Saturday, December 28, 2019

nuclear physics - How does Positronium exist?


I've just recently heard of Positronium, an "element" with interesting properties formed by an electron and positron, and I was shocked to hear that physicists were actually working with this element, even if for a very short lifetime. I was always under the impression that matter and antimatter annihilated when they came even remotely close to each other, which is apparently not the case.



How do these two particles combine to form an element if they're oppositely charged and roughly the same mass? What kind of interactions could possibly take place before they're pulled together and annihilated?



Answer



As you've noticed, it's not automatically true that a particle and its antiparticle will annihilate each other when they get close to each other. In fact, no interaction between particles is really certain to happen. Quantum mechanics (and at a higher level, quantum field theory) tells you that all these interactions happen with certain probabilities. So for instance, when a particle and its antiparticle come into close proximity, there is only a chance that they will interact within any given amount of time.

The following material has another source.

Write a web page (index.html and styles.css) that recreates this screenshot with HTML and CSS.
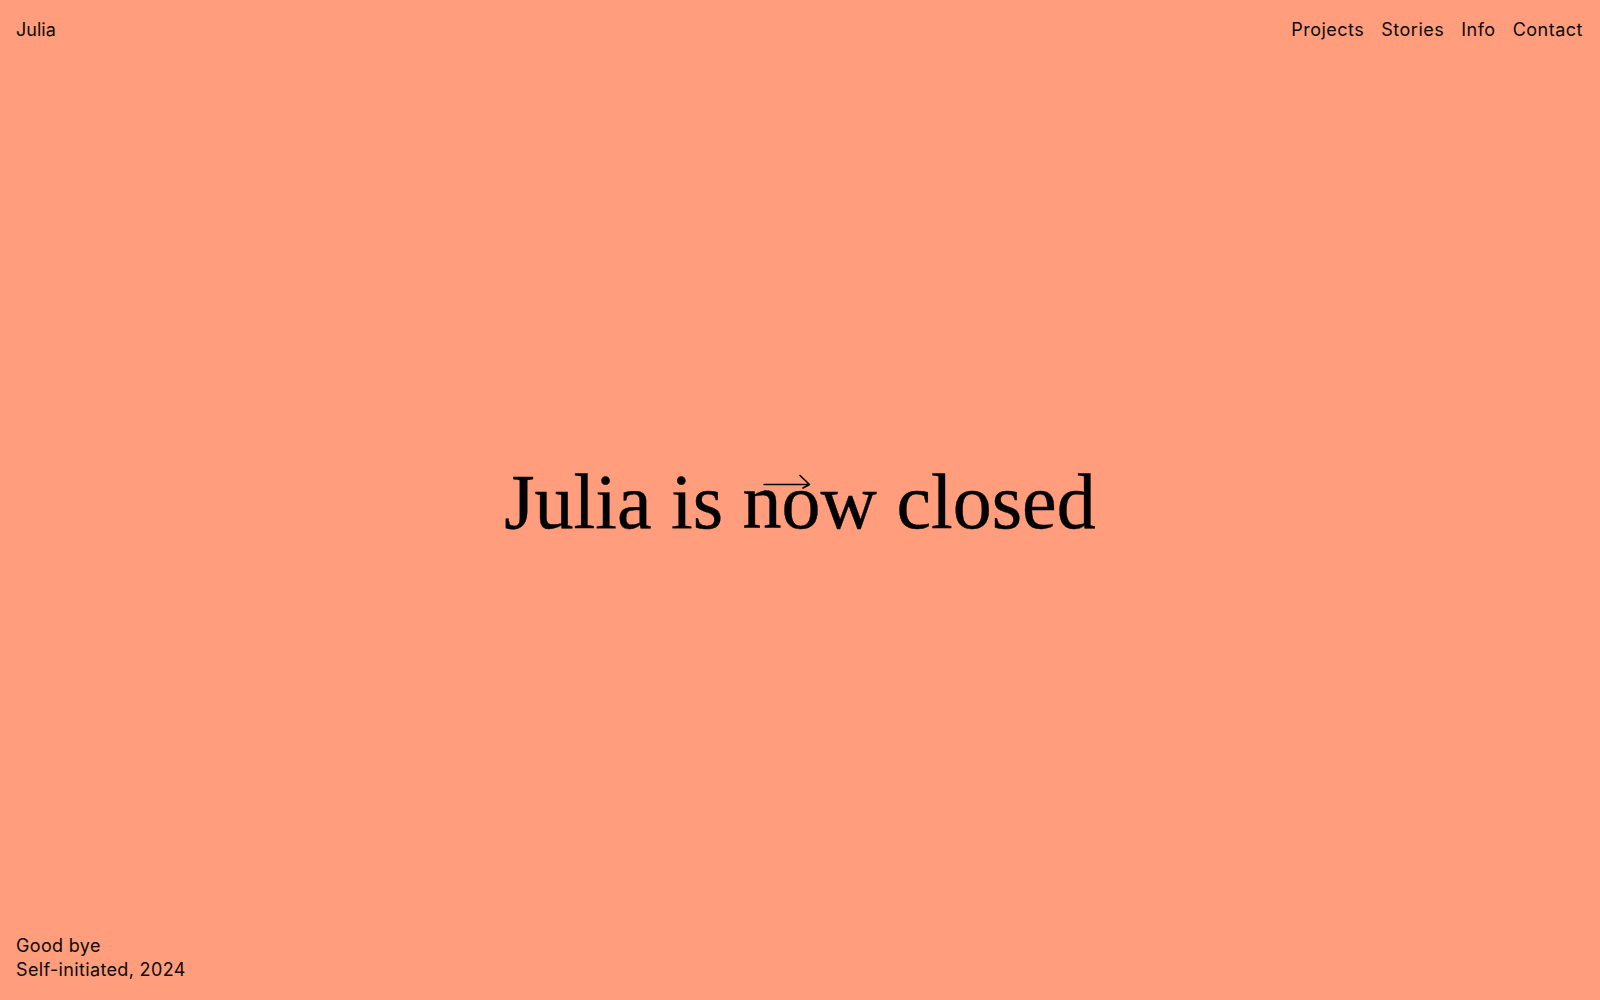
FILE: index.html
```html
<!DOCTYPE html>
<html lang="en">
<head>
<meta charset="utf-8">
<title>Julia</title>
<link rel="stylesheet" href="styles.css">
</head>
<body>
<div class="page">
  <header class="top">
    <a class="brand" href="#">Julia</a>
    <nav class="nav">
      <a href="#">Projects</a>
      <a href="#">Stories</a>
      <a href="#">Info</a>
      <a href="#">Contact</a>
    </nav>
  </header>
  <main class="center">
    <h1 class="headline">Julia is <span class="now">now<svg class="arrow" width="50" height="16" viewBox="0 0 50 16" aria-hidden="true"><path d="M1 10.5 H46.5 M37 1.5 L46.5 10.5 L40 14" fill="none" stroke="#000" stroke-width="1.6" stroke-linecap="round" stroke-linejoin="round"/></svg></span> closed</h1>
  </main>
  <footer class="bottom">
    <p>Good bye</p>
    <p>Self-initiated, 2024</p>
  </footer>
</div>
</body>
</html>
```

FILE: styles.css
```css
html, body {
  margin: 0;
  padding: 0;
  background: #ff9d7d;
  color: #0a0a0a;
}

.page {
  height: 100vh;
  display: grid;
  grid-template-rows: 1fr auto 1fr;
  font-family: Inter, "Liberation Sans", sans-serif;
  font-size: 18px;
  line-height: 24px;
  letter-spacing: 0.35px;
}

.top {
  align-self: start;
  display: flex;
  justify-content: space-between;
  padding: 18px 17px 0 16px;
}

.top a {
  color: inherit;
  text-decoration: none;
}

.brand {
  letter-spacing: 0;
}

.nav {
  display: flex;
  gap: 17px;
  letter-spacing: 0.5px;
}

.center {
  display: flex;
  justify-content: center;
  padding-top: 4px;
}

.headline {
  margin: 0;
  font-family: "Liberation Serif", "Times New Roman", serif;
  font-weight: 400;
  font-size: 78px;
  line-height: 1;
  letter-spacing: 0;
  color: #000;
  white-space: nowrap;
  -webkit-text-stroke: 0.4px #000;
}

.now {
  position: relative;
}

.arrow {
  position: absolute;
  left: 20px;
  top: 16px;
}

.bottom {
  align-self: end;
  padding: 0 16px 18px 16px;
}

.bottom p {
  margin: 0;
}
```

However, the longer the particles remain together, the greater the probability that they will interact and annihilate each other. This is responsible for the 142 ns lifetime of positronium as reported in the Wikipedia article: the probability of annihilation increases with time in such a way that the average lifetime of an "atom" of positronium is 142 ns.


As Cedric said, as long as the positron and electron don't annihilate each other (and remember, there is only a limited chance of that happening in any given time), they can interact in much the same way as any other charged particles, such as the proton and electron. Being bound together by the electromagnetic interaction, as in a hydrogen atom or a positronium "atom," is just one example.